下痢とは、正常な便では、水分量が70~80%であるものが、正常な水分量を超えてしまい、泥状や水様(水分量が90%以上)の便の排出が、一日に複数回引き起こされるものであります。
下痢には、急性の下痢と慢性の下痢とがあります。急性の下痢は、一過性のものでありますが、慢性の下痢は、2週間以上続いたものをいいます。
下痢の症状は、腸管の【吸収障害】、【分泌亢進】、【運動亢進】が起因になると考えられます。
【吸収障害】は、<浸透圧性下痢>とも言われており、胃から腸へ送り込まれた内容物に含まれる水分は、腸の粘膜から吸収されますが、腸内に移動した内容物によっては、水分の吸収が妨げられてしまいます。便は、腸内で水分の吸収が不十分であるために、水分が過剰な状態となってしまいます。
【分泌亢進】は、<分泌性下痢>とも言われており、腸の粘膜が炎症を起こしたり、腸内に入り込んだ病原微生物(悪玉菌)による細菌性毒素によって、腸管壁から電解質や水分が過剰に分泌されてしまいます。便には、腸管壁から滲出した電解質や水分が、過剰に含まれる状態になってしまいます。
【運動亢進】では、<運動亢進性下痢>とも言われており、腸管による蠕動運動が亢進してしまい、腸管内の内容物が短時間で通過するために、内容物に含まれる水分の吸収が不十分になってしまいます。

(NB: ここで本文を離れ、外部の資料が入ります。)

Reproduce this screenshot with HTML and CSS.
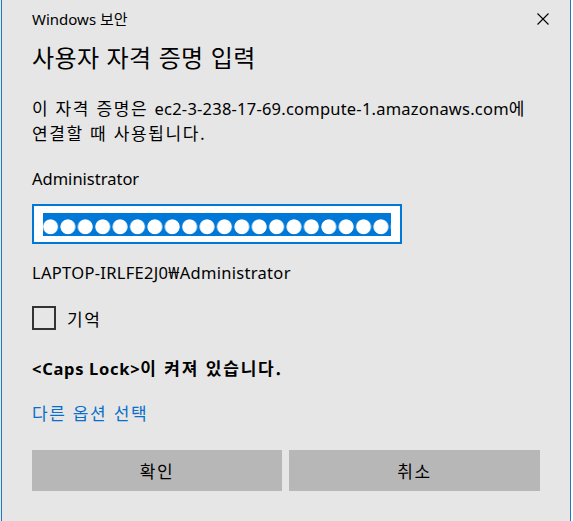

便は、腸内で水分の吸収が不十分であるために、水分が過剰な状態となってしまいます。
≪下痢の原因≫
●食べ物や飲み物
⇒暴飲暴食
⇒脂肪の多い食物の取り過ぎ
⇒食物アレルギー反応
⇒牛乳の飲み過ぎ(乳糖不耐症)
⇒お酒の飲み過ぎ
など
●病原微生物、細菌、ウイルスなど
⇒かぜの原因ウイルスが腸に入り込む
⇒旅行者下痢症
⇒病原性大腸菌、赤痢、コレラ
など
●その他
⇒過敏性腸症候群
⇒腸炎や潰瘍性大腸炎などの器質的な疾病
⇒身体の冷え
⇒ストレス反応
⇒薬剤
など
下痢は、腸管内に入り込んだ害毒となるものを、少しでも早くに体外に排出することで、ヒトに及ぼされる害毒の影響を最小限するための仕組みのひとつであります。むやみに下痢を止めることは、害毒となるものをはびこらせることになり、ヒトにとっては危険な行為となる場合があると考えられます。